Here and now: Dorothy Day
When I think of Dorothy Day, I immediately connect her life and work to Jesus’ words, “as you did it to one of the least of these who are members of my family, you did it to me” (Matthew 25:40). She welcomed the stranger and showed compassion to those in need in ways that continue to inspire and instruct us today. [1]
And of course, the only place we can do this is here-and-now. Dorothy Day’s diaries and letters are filled with one example after another confirming in spades that she lived her life this way. She once described her meditation as taking place “here, there, and everywhere — at the kitchen table, on the train, on the ferry, on my way to and from appointments, and even while making supper or putting Teresa to bed.” [2]
Everything she referred to is a present-moment experience. And in many ways, her statement summarizes everything we are attempting to say and emulate about here-and-now living. Dorothy Day recognized the sacredness of each moment, seeing it as an invitation to penetrate the surface and discover God present and active in all people and things.

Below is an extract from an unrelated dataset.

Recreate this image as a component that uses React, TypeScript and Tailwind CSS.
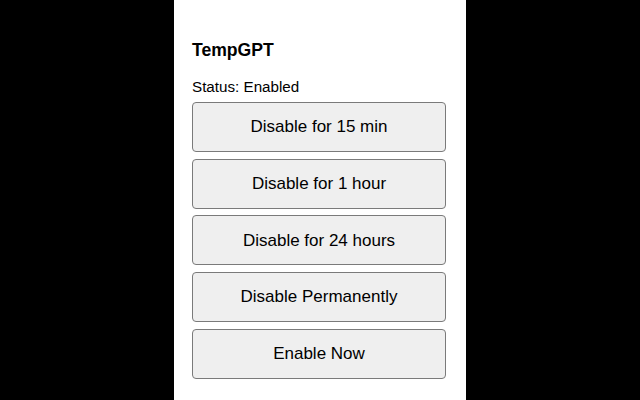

This is present-moment mysticism; that is “having eyes to see and ears to hear” in ways that keeps the flame of love burning in our heart and moves us into a loving engagement with all of life. As with everyone else we are looking at in this series (and anyone else, for that matter), the forms and practiced Dorothy used may or may not be the ones God calls us to use. But the intention to live here-and-now will be the lens for seeing that every moment is a God moment, and that we live in each moment as participants, not observers.
[1] Her autobiography, The Long Loneliness (Harper & Row, 1952) enables us to see all this directly from her own words.
[2] Michael Garvey, ed., Dorothy Day: Selections from Her Writings (Templegate Publishers, 1966), 15.